─── GIVEN INFORMATION

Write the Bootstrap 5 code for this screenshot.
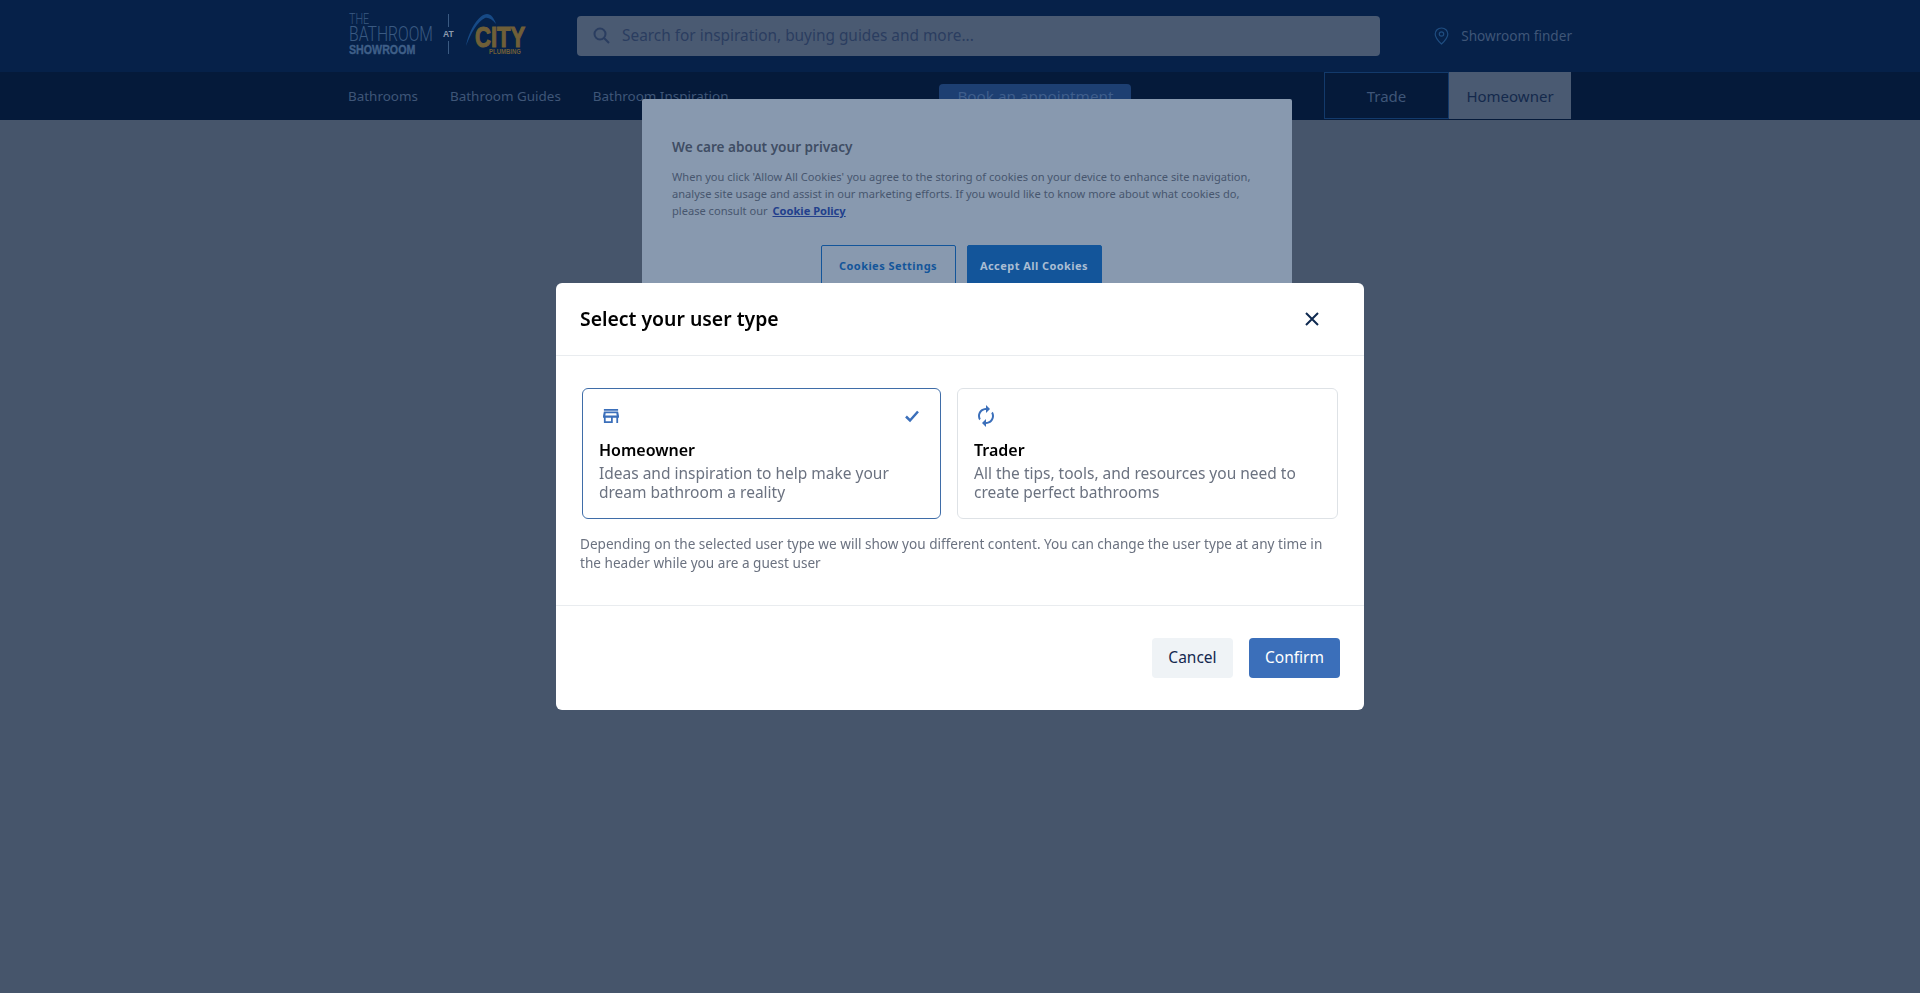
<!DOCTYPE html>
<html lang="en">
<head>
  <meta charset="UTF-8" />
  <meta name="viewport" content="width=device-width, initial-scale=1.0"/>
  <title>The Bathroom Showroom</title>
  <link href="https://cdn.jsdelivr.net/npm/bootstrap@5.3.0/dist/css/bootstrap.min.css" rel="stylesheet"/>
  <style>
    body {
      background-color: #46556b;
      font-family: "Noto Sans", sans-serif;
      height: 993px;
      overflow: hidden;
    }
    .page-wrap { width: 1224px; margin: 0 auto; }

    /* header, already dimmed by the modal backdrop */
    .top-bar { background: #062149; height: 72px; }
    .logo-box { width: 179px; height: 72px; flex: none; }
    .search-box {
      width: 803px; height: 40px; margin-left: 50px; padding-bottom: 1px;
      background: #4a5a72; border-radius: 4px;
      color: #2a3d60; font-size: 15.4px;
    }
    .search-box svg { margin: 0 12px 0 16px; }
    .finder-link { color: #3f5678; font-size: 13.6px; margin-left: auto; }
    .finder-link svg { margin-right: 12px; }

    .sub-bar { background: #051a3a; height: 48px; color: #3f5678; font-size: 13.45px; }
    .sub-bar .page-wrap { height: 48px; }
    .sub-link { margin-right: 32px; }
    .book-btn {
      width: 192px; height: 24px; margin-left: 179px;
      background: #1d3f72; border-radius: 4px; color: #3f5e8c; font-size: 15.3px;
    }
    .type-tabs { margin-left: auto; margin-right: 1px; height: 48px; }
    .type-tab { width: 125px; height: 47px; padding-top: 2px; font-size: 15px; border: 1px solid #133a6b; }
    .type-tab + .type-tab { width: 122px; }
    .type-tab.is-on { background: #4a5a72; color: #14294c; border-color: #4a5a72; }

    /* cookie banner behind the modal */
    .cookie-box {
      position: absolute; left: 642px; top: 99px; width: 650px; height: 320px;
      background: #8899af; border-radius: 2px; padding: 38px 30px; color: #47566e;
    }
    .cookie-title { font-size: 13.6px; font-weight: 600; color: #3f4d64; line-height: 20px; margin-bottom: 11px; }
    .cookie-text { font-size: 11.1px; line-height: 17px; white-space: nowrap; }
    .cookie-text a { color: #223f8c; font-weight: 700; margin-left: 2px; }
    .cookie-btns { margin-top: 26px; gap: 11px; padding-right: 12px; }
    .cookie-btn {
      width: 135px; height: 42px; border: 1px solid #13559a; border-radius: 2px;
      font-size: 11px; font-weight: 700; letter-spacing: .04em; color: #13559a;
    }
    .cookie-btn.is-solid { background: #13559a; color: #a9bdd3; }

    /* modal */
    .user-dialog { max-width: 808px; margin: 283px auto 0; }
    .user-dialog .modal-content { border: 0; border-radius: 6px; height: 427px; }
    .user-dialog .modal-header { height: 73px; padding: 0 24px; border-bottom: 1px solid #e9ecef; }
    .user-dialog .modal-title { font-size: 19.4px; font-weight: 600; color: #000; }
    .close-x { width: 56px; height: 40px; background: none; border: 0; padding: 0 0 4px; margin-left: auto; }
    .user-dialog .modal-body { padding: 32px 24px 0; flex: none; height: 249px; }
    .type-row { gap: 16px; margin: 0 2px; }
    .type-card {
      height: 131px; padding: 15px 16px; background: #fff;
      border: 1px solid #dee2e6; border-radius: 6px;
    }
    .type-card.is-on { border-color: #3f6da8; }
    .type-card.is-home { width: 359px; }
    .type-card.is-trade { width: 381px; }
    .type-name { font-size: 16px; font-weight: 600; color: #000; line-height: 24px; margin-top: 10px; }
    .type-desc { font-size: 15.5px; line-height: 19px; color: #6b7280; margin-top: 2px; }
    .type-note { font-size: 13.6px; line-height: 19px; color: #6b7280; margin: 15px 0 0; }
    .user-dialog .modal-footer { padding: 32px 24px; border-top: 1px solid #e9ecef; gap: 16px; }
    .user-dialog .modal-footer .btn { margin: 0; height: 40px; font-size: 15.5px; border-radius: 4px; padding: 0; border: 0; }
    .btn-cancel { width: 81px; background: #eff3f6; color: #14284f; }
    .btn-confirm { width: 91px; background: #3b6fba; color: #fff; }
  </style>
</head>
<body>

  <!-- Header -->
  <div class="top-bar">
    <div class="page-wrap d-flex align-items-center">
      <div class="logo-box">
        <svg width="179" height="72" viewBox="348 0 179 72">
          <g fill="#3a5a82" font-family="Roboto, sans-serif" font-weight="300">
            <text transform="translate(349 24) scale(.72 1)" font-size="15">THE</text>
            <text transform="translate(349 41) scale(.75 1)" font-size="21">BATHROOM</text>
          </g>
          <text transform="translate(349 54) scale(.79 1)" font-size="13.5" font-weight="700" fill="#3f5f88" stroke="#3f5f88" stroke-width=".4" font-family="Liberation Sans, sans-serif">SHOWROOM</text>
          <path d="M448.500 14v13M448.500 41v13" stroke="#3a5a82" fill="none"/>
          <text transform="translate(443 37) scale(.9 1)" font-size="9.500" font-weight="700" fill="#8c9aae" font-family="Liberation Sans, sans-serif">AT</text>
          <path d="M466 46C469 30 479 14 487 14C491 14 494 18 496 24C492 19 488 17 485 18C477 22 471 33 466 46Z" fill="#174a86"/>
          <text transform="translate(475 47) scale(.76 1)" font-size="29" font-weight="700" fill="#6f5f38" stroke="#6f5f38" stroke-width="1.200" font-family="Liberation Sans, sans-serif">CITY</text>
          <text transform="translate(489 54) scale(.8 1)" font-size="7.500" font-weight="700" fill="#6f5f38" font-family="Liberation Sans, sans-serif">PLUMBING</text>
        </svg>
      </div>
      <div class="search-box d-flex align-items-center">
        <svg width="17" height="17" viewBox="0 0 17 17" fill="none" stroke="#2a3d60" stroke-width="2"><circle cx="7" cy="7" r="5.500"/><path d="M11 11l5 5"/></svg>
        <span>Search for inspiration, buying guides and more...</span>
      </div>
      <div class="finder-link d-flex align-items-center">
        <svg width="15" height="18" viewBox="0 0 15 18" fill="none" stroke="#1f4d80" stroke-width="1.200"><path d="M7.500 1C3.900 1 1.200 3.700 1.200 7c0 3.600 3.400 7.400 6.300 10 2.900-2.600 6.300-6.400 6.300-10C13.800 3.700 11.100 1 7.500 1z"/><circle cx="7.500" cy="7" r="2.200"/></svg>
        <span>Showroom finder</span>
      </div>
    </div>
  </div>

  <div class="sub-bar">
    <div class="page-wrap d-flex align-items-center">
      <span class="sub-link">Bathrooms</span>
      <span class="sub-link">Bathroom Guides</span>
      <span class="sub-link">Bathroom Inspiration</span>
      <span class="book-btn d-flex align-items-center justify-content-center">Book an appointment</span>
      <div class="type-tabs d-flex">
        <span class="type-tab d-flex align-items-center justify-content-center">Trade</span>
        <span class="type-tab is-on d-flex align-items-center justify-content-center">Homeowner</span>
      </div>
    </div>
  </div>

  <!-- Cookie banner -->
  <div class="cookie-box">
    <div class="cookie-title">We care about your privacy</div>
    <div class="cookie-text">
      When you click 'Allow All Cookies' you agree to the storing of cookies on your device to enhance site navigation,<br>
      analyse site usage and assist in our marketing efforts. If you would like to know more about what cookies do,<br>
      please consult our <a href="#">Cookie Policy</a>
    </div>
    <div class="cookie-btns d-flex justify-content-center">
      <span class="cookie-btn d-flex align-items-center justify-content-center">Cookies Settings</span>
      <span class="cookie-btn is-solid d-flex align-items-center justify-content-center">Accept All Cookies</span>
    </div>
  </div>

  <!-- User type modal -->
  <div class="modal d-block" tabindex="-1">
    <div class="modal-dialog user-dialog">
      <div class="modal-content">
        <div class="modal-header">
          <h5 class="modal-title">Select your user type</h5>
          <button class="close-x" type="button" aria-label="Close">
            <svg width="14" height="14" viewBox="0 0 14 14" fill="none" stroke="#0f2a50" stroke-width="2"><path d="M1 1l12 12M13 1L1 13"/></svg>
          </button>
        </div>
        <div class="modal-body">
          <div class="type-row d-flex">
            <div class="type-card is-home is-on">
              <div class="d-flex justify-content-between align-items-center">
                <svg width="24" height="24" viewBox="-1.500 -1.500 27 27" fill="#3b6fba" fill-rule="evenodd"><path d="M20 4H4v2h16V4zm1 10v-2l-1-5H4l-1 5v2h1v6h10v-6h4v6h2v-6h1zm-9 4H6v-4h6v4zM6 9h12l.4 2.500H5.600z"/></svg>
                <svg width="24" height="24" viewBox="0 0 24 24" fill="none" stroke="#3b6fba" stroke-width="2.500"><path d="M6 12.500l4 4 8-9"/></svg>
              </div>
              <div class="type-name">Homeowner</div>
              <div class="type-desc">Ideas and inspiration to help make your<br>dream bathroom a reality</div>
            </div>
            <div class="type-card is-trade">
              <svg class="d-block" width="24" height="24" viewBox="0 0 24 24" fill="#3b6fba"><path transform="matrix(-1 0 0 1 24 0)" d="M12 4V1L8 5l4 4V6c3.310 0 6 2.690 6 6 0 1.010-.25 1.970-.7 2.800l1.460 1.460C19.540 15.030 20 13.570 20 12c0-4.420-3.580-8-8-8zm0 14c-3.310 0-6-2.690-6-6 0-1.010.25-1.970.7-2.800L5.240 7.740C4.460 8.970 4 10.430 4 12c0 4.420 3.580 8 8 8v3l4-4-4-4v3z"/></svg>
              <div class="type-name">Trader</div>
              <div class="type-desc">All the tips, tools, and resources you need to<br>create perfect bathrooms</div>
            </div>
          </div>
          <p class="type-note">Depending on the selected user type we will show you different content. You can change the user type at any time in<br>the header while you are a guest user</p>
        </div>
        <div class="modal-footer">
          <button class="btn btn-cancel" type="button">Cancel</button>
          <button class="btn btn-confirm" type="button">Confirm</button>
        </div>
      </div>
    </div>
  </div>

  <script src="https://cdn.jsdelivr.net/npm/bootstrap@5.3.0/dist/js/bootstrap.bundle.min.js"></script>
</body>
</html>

──────

* [GOAL]: Starting at the top of the listing above, please restate word for word each line up to and including the one that holds "1224px; margin: 0", omitting every image.

* [OUTPUT OF THE TASK]:
Write the Bootstrap 5 code for this screenshot.
<!DOCTYPE html>
<html lang="en">
<head>
  <meta charset="UTF-8" />
  <meta name="viewport" content="width=device-width, initial-scale=1.0"/>
  <title>The Bathroom Showroom</title>
  <link href="https://cdn.jsdelivr.net/npm/bootstrap@5.3.0/dist/css/bootstrap.min.css" rel="stylesheet"/>
  <style>
    body {
      background-color: #46556b;
      font-family: "Noto Sans", sans-serif;
      height: 993px;
      overflow: hidden;
    }
    .page-wrap { width: 1224px; margin: 0 auto; }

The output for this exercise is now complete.